News from Dowd House Studios: places to find our pottery, exhibitions, classes & workshops, new forms and exciting projects.

Filtering by Tag: Sgraffito

Details

Jenny Dowd

I spend a lot of time on details. 

When I started this series of black & white sgraffito ware, I found my tight forms with their even rims to be in conflict with my hand-drawn designs. Expression and imperfection are inherent to hand-drawn lines, I felt that this needed to be reflected in the pottery- even if I had to force it.

I use a wire to cut the rim of bowls and plates before removing them from the wheel. Once the piece is dry enough to handle yet still malleable I spend a lot of time smoothing the rims (and the whole piece) with my favorite finishing sponge

The cut rims are very similar, yet when the dishes are stacked the slightly undulating lines are more apparent.

As much as I like these cuts rims, I know it is risky. These piece are more susceptible to cracking and chipping. It's a risk I'm willing to take in order to gain the harmony found between an uneven rim and the hand-drawn images and patterns. 

Cups, mugs, pitchers, and vases are treated similarly- I allow the rim to be uneven as I am throwing the form on the wheel. Sometimes the rims are even, sometimes not, and the result is always very subtle.

Process

Jenny Dowd

Sometimes I don't want to think about all the steps it takes to make and finish a piece of pottery. But this process is what I really love.

The past few weeks has found my studio exploding with work, although, nothing is finished. I've been working on 2 bodies of work simultaneously, both porcelain, with drastically different surfaces.

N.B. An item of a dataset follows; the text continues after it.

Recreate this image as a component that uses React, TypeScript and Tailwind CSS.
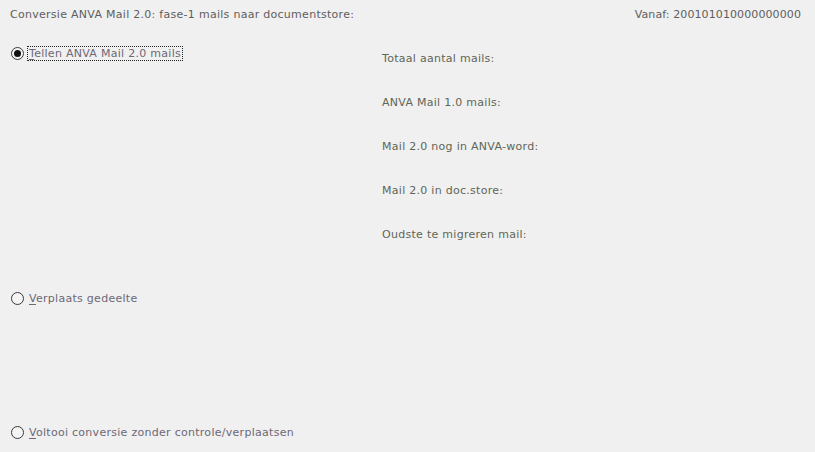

This is just a slice of the process behind what I've been working on:

One set is for a soda firing this weekend (plus a few more in the next month.) The work for the soda kiln is very heavy on process- after the bisque the insides of the pieces are glazed, the outsides stained, the bases wadded (so they don't stick to the kiln shelf.) And that's just the start. (Catch up on the whole process in this blog post from last August.)

Meanwhile, in my home studio, I've been working on another type of porcelain pottery.

This black and white series is a little more straight forward, though still time consuming. While the form is still a little damp, I apply a black underglaze, then scratch through the surface (sgraffito.) Sometimes a funny landscape appears before I finish the design- in the plate on the right the lines made hills and the clay curls turned into m-birds. (It didn't stay this way)

After the bisque firing I apply a clear glaze, which is not clear before it is fired in the kiln. Before the glaze totally dries the black design comes through the glaze just a little, like a shadow.

Whew! And that's only part of it!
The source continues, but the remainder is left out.